More than this, Mindanao is the site of an extended civil war, and is therefore one of the most heavily militarized areas of the country. Resistance fighters have declared a ceasefire in response to the typhoon, so the issue is not a lack of personnel. The fact that a single organization, the military, is tasked with both oppression and emergency relief is the issue. The military has acted for decades as legal mercenaries for the capitalists – both domestic and international – to clear communities of the Bangsamoro, indigenous peoples and peasants. The New People's Army – the armed wing of the largest Maoist organization in the country – claims that the government in Manila, with the help of American troops, is using the disaster to further attack the sovereignty of the local population by "monopolizing" aid work with various private organizations ignoring and undermining the local networks.
 
The inclusion of private organizations here points to another issue: the long term retreat of the state in the period of neoliberalism. There has been a steady pattern of the state abdicating responsibility in every imaginable sector of society from housing to disaster relief.

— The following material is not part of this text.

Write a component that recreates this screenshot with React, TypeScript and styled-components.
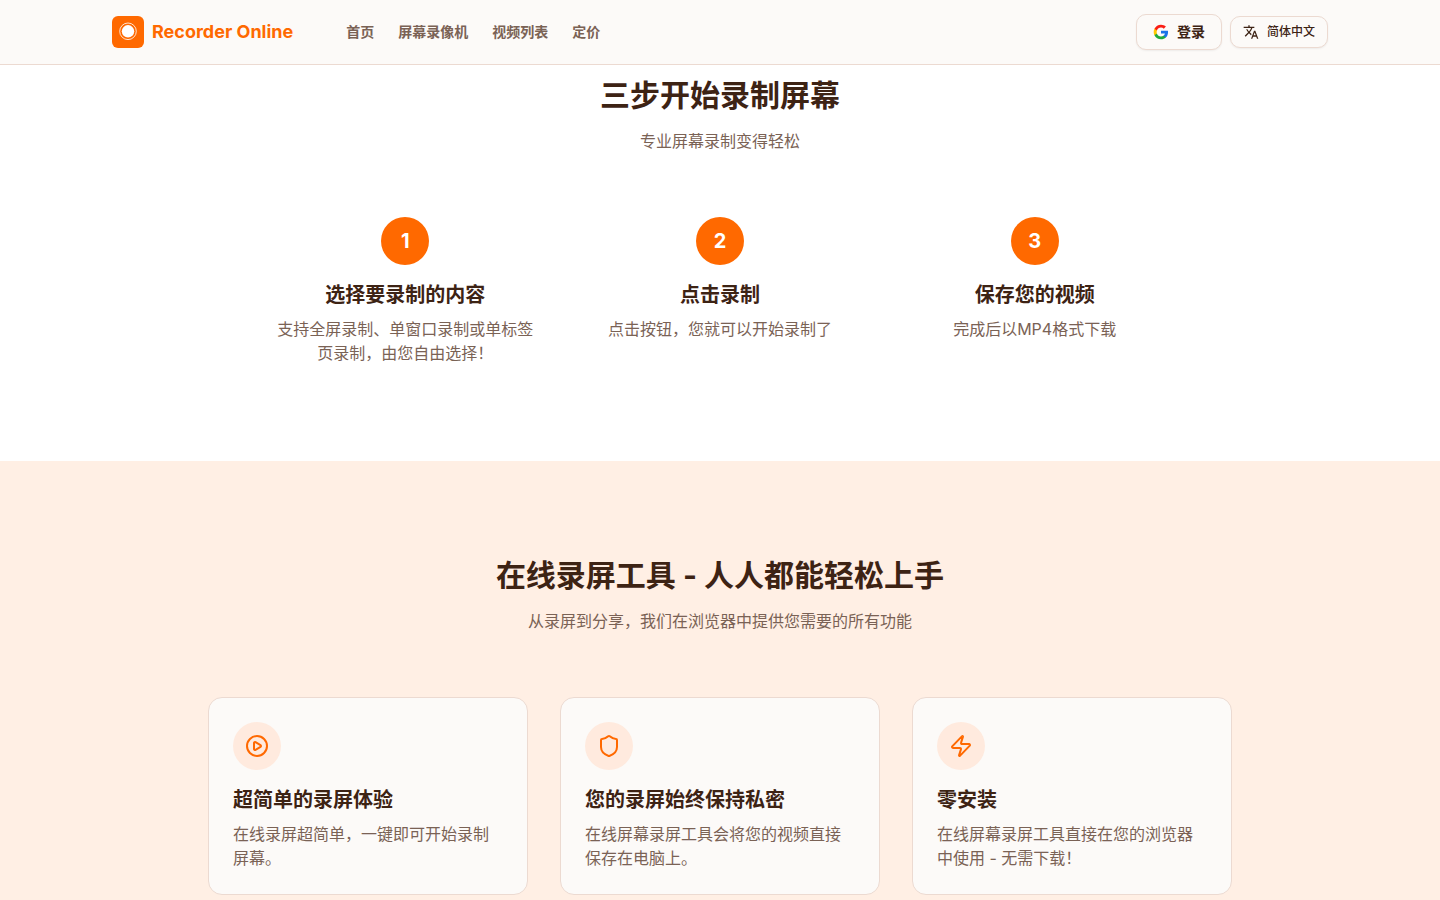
import React from 'react';
import styled, { createGlobalStyle } from 'styled-components';
import { CirclePlay, Shield, Zap } from 'lucide-react';
import { MdTranslate } from 'react-icons/md';

const color = {
  brand: '#ff6900',
  ink: '#3d2314',
  muted: '#7a6255',
  surface: '#fcfaf8',
  line: '#ecdad1',
  peach: '#ffefe4',
  badge: '#ffeade',
};

const GlobalStyle = createGlobalStyle`
  *, *::before, *::after { box-sizing: border-box; }
  body {
    margin: 0;
    background: #ffffff;
    color: ${color.ink};
    font-family: Inter, 'Noto Sans CJK SC', sans-serif;
    font-size: 16px;
    line-height: 24px;
    -webkit-font-smoothing: antialiased;
  }
  h1, h2, h3, p, ul, ol { margin: 0; padding: 0; }
  ul, ol { list-style: none; }
`;

const Page = styled.div`
  min-height: 100vh;
  display: flex;
  flex-direction: column;
`;

const Header = styled.header`
  position: sticky;
  top: 0;
  z-index: 10;
  background: ${color.surface};
  border-bottom: 1px solid ${color.line};
`;

const HeaderInner = styled.div`
  max-width: 1280px;
  height: 64px;
  margin: 0 auto;
  padding: 0 32px;
  display: flex;
  align-items: center;
`;

const Brand = styled.a`
  display: flex;
  align-items: center;
  gap: 8px;
  color: ${color.brand};
  font-size: 18px;
  line-height: 28px;
  font-weight: 700;
  text-decoration: none;
`;

const Nav = styled.nav`
  display: flex;
  gap: 24px;
  margin-left: 53px;
`;

const NavLink = styled.a`
  color: ${color.muted};
  font-size: 14px;
  line-height: 20px;
  font-weight: 600;
  text-decoration: none;
`;

const Actions = styled.div`
  display: flex;
  align-items: center;
  gap: 8px;
  margin-left: auto;
`;

const ActionButton = styled.button<{ $small?: boolean }>`
  display: inline-flex;
  align-items: center;
  gap: 8px;
  height: ${({ $small }) => ($small ? 32 : 36)}px;
  padding: 0 ${({ $small }) => ($small ? 12 : 16)}px;
  border: 1px solid ${color.line};
  border-radius: 10px;
  background: ${color.surface};
  box-shadow: 0 1px 2px rgba(0, 0, 0, 0.06);
  color: ${color.ink};
  font-family: inherit;
  font-size: ${({ $small }) => ($small ? 12 : 14)}px;
  line-height: ${({ $small }) => ($small ? 16 : 20)}px;
  font-weight: ${({ $small }) => ($small ? 500 : 600)};
  cursor: pointer;
`;

const StepsSection = styled.section`
  padding: 12px 32px 96px;
`;

const FeaturesSection = styled.section`
  flex: 1;
  padding: 96px 32px 4px;
  background: ${color.peach};
`;

const SectionHead = styled.div`
  margin-bottom: 64px;
  text-align: center;
`;

const SectionTitle = styled.h2`
  font-size: 30px;
  line-height: 36px;
  font-weight: 700;
`;

const SectionLead = styled.p`
  margin-top: 16px;
  color: ${color.muted};
`;

const StepList = styled.ol`
  max-width: 896px;
  margin: 0 auto;
  display: grid;
  grid-template-columns: repeat(3, 1fr);
  gap: 48px;
`;

const Step = styled.li`
  text-align: center;
`;

const StepNumber = styled.div`
  width: 48px;
  height: 48px;
  margin: 0 auto 16px;
  display: flex;
  align-items: center;
  justify-content: center;
  border-radius: 50%;
  background: ${color.brand};
  color: #ffffff;
  font-size: 20px;
  line-height: 28px;
  font-weight: 700;
`;

const ItemTitle = styled.h3`
  margin-bottom: 8px;
  font-size: 20px;
  line-height: 28px;
  font-weight: 600;
`;

const ItemText = styled.p`
  color: ${color.muted};
`;

const CardGrid = styled.ul`
  max-width: 1024px;
  margin: 0 auto;
  display: grid;
  grid-template-columns: repeat(3, 1fr);
  gap: 32px;
`;

const Card = styled.li`
  padding: 24px;
  border: 1px solid ${color.line};
  border-radius: 14px;
  background: ${color.surface};
`;

const IconBadge = styled.div`
  width: 48px;
  height: 48px;
  margin-bottom: 16px;
  display: flex;
  align-items: center;
  justify-content: center;
  border-radius: 50%;
  background: ${color.badge};
  color: ${color.brand};
`;

const Logo = () => (
  <svg width="32" height="32" viewBox="0 0 32 32" aria-hidden="true">
    <rect width="32" height="32" rx="6" fill={color.brand} />
    <circle cx="16" cy="15.3" r="8.3" fill="none" stroke="#ffffff" strokeWidth="1" opacity="0.8" />
    <circle cx="16" cy="15.3" r="6.2" fill="#ffffff" />
  </svg>
);

const GoogleIcon = () => (
  <svg width="16" height="16" viewBox="0 0 24 24" aria-hidden="true">
    <path fill="#1a73e8" d="M22.56 12.25c0-.78-.07-1.53-.2-2.25H12v4.26h5.92c-.26 1.37-1.04 2.53-2.21 3.31v2.77h3.57c2.08-1.92 3.28-4.74 3.28-8.09z" />
    <path fill="#1fa83c" d="M12 23c2.97 0 5.46-.98 7.28-2.66l-3.57-2.77c-.98.66-2.23 1.06-3.71 1.06-2.86 0-5.29-1.93-6.16-4.53H2.18v2.84C3.99 20.53 7.7 23 12 23z" />
    <path fill="#ffc800" d="M5.84 14.09c-.22-.66-.35-1.36-.35-2.09s.13-1.43.35-2.09V7.07H2.18C1.43 8.55 1 10.22 1 12s.43 3.45 1.18 4.93l3.66-2.84z" />
    <path fill="#fa1e14" d="M12 5.38c1.62 0 3.06.56 4.21 1.64l3.15-3.15C17.45 2.09 14.97 1 12 1 7.7 1 3.99 3.47 2.18 7.07l3.66 2.84C6.71 7.31 9.14 5.38 12 5.38z" />
  </svg>
);

const navItems = ['首页', '屏幕录像机', '视频列表', '定价'];

const steps = [
  { title: '选择要录制的内容', text: '支持全屏录制、单窗口录制或单标签页录制，由您自由选择！' },
  { title: '点击录制', text: '点击按钮，您就可以开始录制了' },
  { title: '保存您的视频', text: '完成后以MP4格式下载' },
];

const features = [
  { Icon: CirclePlay, title: '超简单的录屏体验', text: '在线录屏超简单，一键即可开始录制屏幕。' },
  { Icon: Shield, title: '您的录屏始终保持私密', text: '在线屏幕录屏工具会将您的视频直接保存在电脑上。' },
  { Icon: Zap, title: '零安装', text: '在线屏幕录屏工具直接在您的浏览器中使用 - 无需下载！' },
];

export default function App() {
  return (
    <Page lang="zh-CN">
      <GlobalStyle />
      <Header>
        <HeaderInner>
          <Brand href="#">
            <Logo />
            Recorder Online
          </Brand>
          <Nav>
            {navItems.map((item) => (
              <NavLink key={item} href="#">{item}</NavLink>
            ))}
          </Nav>
          <Actions>
            <ActionButton type="button">
              <GoogleIcon />
              登录
            </ActionButton>
            <ActionButton type="button" $small>
              <MdTranslate size={16} />
              简体中文
            </ActionButton>
          </Actions>
        </HeaderInner>
      </Header>
      <StepsSection>
        <SectionHead>
          <SectionTitle>三步开始录制屏幕</SectionTitle>
          <SectionLead>专业屏幕录制变得轻松</SectionLead>
        </SectionHead>
        <StepList>
          {steps.map((step, i) => (
            <Step key={step.title}>
              <StepNumber>{i + 1}</StepNumber>
              <ItemTitle>{step.title}</ItemTitle>
              <ItemText>{step.text}</ItemText>
            </Step>
          ))}
        </StepList>
      </StepsSection>
      <FeaturesSection>
        <SectionHead>
          <SectionTitle>在线录屏工具 - 人人都能轻松上手</SectionTitle>
          <SectionLead>从录屏到分享，我们在浏览器中提供您需要的所有功能</SectionLead>
        </SectionHead>
        <CardGrid>
          {features.map(({ Icon, title, text }) => (
            <Card key={title}>
              <IconBadge>
                <Icon size={24} />
              </IconBadge>
              <ItemTitle>{title}</ItemTitle>
              <ItemText>{text}</ItemText>
            </Card>
          ))}
        </CardGrid>
      </FeaturesSection>
    </Page>
  );
}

It is therefore unable to provide a centrally funded and coordinated response to catastrophic events and so relies on NGOs and charitable organizations to handle the work according to whatever methods each group deems appropriate (the government is however capable of giving "regulatory relief" to adversely affected banks). This issue is exacerbated and complicated by the government's inability to work in partnership with the local peoples of Mindanao or to truly recognize their claims to sovereignty – an inability structurally determined by the current needs of Philippine capitalism.
 
Although the Bangsamoro and indigenous peoples have made some important gains in the past year, the truth is that global warming and the various contradictions of Philippine capitalism are going to conspire to keep the poor of Mindanao – and indeed the rest of the Philippines – vulnerable to similar catastrophes for a long time to come.